= George Kegoro =

Kenyan lawyer

George Mong'are Kegoro is a Kenyan lawyer and the executive director of the Open Society Initiative for Eastern Africa (OSIEA), an arm of the Open Society Foundations (OSF). Prior to that he was the director of the Kenya Human Rights Commission.

== Education ==
Kegoro is an alumnus of Alliance High School. He has a Bachelor of Laws degree from the University of Nairobi School of Law and a Master of Arts in International Conflict Management from the same institution. Kegoro is an Advocate of the High Court of Kenya.

== Career ==
Kegoro was a State Counsel in the Office of the Attorney General of the Republic of Kenya where he was responsible for legal research for the purposes of law reform.
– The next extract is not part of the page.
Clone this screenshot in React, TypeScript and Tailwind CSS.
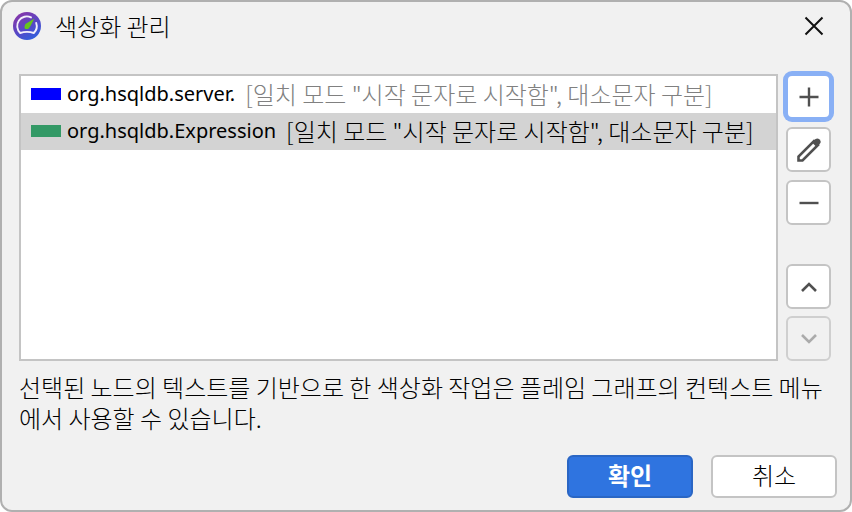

Kegoro was Chief Executive of the Law Society of Kenya from 1998 to 2006. He is the immediate former Executive Director of the Kenya Section of the International Commission of Jurists and has previously been the Secretary to the Commission of Inquiry on the Post Election Violence (the Waki Commission) and was Joint Secretary to the Commission of Inquiry into the Goldenberg Scandal. In January 2007 George Kegoro was appointed as the new Executive Director of Kenyan section in International Commission of Jurists ICJ.